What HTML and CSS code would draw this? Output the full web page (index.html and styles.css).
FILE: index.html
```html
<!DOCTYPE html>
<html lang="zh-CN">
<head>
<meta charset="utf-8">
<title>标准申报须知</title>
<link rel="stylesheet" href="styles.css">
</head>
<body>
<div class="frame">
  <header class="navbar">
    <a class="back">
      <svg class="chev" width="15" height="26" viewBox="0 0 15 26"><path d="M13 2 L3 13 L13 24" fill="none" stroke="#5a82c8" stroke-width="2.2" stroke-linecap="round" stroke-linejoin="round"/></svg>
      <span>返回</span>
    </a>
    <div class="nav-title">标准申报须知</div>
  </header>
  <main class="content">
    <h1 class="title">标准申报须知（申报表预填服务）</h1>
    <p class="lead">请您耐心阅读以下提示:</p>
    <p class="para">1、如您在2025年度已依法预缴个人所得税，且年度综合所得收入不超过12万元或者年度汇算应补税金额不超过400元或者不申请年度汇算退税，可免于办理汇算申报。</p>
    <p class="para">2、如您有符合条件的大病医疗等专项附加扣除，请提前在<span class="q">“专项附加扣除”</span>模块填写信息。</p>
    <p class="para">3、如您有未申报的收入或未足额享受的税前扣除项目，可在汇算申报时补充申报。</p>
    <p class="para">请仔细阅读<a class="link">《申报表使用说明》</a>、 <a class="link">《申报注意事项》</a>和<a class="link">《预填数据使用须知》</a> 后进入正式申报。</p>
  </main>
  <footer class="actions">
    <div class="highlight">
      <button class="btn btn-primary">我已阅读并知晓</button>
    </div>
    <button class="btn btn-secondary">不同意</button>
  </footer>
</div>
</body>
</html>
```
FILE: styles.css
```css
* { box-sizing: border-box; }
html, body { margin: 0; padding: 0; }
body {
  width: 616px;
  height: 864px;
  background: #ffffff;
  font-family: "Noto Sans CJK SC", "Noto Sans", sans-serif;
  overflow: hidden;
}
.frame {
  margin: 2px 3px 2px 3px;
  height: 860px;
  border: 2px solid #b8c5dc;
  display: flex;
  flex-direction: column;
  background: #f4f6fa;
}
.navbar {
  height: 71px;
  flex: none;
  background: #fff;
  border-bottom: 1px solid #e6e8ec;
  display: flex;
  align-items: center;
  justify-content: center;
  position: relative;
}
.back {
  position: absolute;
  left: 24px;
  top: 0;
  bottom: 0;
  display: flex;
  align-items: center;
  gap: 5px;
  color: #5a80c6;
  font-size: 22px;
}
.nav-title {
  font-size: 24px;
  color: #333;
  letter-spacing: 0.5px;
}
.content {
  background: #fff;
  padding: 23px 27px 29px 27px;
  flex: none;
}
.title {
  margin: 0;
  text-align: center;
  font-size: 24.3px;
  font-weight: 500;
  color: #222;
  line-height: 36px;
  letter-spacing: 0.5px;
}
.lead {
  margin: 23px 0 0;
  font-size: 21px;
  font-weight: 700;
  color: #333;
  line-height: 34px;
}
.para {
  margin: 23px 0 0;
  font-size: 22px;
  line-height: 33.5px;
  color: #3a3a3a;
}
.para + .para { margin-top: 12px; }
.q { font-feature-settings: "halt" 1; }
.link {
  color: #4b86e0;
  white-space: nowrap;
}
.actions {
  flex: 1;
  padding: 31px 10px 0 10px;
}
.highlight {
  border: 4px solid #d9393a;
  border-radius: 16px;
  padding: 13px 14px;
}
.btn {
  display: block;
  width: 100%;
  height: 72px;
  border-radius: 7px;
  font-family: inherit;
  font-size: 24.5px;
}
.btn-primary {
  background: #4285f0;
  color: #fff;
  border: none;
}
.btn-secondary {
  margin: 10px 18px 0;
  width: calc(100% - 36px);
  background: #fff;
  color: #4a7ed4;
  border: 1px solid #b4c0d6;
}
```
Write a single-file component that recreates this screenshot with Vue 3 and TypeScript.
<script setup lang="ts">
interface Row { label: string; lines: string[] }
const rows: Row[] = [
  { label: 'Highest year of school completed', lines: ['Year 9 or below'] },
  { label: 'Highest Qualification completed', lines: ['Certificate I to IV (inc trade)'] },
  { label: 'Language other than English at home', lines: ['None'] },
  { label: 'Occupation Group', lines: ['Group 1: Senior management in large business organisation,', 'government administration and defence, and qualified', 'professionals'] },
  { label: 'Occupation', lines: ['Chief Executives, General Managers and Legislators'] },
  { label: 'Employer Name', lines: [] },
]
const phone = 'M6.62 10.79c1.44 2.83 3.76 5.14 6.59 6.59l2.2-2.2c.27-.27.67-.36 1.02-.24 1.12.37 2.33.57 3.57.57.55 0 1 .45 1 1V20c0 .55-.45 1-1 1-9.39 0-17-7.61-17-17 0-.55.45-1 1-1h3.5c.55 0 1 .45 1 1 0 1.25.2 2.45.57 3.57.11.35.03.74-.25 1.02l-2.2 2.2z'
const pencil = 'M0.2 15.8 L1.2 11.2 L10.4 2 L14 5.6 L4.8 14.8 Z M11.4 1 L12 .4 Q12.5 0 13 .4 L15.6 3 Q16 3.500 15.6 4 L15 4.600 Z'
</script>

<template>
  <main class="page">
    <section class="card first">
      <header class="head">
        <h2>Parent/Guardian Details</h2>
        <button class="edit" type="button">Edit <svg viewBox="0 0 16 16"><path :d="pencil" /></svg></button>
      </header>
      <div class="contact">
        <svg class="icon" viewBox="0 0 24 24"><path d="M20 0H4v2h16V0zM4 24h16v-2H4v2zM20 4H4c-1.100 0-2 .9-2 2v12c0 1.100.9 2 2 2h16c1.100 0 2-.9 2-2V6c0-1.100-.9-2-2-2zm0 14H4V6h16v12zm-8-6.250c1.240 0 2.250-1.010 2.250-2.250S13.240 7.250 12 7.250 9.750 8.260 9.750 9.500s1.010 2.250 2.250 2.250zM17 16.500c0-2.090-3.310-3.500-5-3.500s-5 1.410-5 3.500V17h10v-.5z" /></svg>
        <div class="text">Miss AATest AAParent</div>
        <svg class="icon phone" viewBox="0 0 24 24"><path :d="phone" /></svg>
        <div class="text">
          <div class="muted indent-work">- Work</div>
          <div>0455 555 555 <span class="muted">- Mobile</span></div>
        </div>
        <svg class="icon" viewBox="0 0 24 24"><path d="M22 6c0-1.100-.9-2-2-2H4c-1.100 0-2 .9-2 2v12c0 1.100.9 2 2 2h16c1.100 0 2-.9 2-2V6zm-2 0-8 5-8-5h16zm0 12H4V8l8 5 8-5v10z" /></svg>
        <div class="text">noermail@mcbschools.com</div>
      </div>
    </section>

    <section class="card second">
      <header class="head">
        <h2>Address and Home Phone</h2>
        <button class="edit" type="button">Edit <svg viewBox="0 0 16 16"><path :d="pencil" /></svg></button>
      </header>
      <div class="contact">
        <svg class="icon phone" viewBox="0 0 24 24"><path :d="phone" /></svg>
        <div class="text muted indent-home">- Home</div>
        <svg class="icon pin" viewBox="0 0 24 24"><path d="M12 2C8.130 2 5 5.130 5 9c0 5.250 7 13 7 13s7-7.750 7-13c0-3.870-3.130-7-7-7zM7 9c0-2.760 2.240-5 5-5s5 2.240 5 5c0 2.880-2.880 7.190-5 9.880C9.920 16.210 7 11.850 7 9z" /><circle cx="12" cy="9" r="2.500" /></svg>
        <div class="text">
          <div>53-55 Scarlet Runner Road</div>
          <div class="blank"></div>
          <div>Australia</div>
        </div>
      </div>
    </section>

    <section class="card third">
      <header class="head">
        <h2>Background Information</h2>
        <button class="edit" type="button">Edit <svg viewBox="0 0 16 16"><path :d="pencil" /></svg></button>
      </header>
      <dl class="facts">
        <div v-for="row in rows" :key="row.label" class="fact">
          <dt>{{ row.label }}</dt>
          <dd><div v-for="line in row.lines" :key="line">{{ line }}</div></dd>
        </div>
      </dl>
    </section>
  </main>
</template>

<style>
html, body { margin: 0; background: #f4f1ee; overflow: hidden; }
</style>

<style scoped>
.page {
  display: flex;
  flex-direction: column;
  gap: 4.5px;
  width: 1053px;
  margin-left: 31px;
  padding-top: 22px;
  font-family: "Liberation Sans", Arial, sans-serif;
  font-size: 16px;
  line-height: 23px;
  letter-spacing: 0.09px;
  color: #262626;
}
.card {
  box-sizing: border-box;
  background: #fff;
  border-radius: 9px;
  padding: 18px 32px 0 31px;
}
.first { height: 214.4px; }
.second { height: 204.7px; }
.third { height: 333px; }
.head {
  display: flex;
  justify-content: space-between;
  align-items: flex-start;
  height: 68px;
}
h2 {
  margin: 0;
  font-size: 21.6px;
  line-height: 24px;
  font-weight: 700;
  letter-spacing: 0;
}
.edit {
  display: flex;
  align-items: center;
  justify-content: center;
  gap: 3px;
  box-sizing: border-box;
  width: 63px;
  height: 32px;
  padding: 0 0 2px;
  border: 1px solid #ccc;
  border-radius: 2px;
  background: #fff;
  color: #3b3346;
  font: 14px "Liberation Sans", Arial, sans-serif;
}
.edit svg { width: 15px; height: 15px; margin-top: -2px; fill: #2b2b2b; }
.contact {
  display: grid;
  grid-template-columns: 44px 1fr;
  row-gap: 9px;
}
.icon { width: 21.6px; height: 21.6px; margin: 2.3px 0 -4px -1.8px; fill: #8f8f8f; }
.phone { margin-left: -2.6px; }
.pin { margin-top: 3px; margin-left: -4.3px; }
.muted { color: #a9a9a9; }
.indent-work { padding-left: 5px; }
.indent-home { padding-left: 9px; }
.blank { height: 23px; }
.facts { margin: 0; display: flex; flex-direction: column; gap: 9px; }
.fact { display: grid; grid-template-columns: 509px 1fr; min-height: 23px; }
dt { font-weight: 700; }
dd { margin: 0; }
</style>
* * *
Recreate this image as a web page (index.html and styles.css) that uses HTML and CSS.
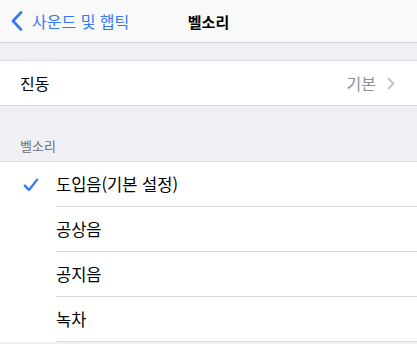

SHORT EXERCISE:
Pick out all lines containing the string "index".

SOLUTION:
What HTML and CSS code would draw this? Output the full web page (index.html and styles.css).
FILE: index.html
Recreate this image as a web page (index.html and styles.css) that uses HTML and CSS.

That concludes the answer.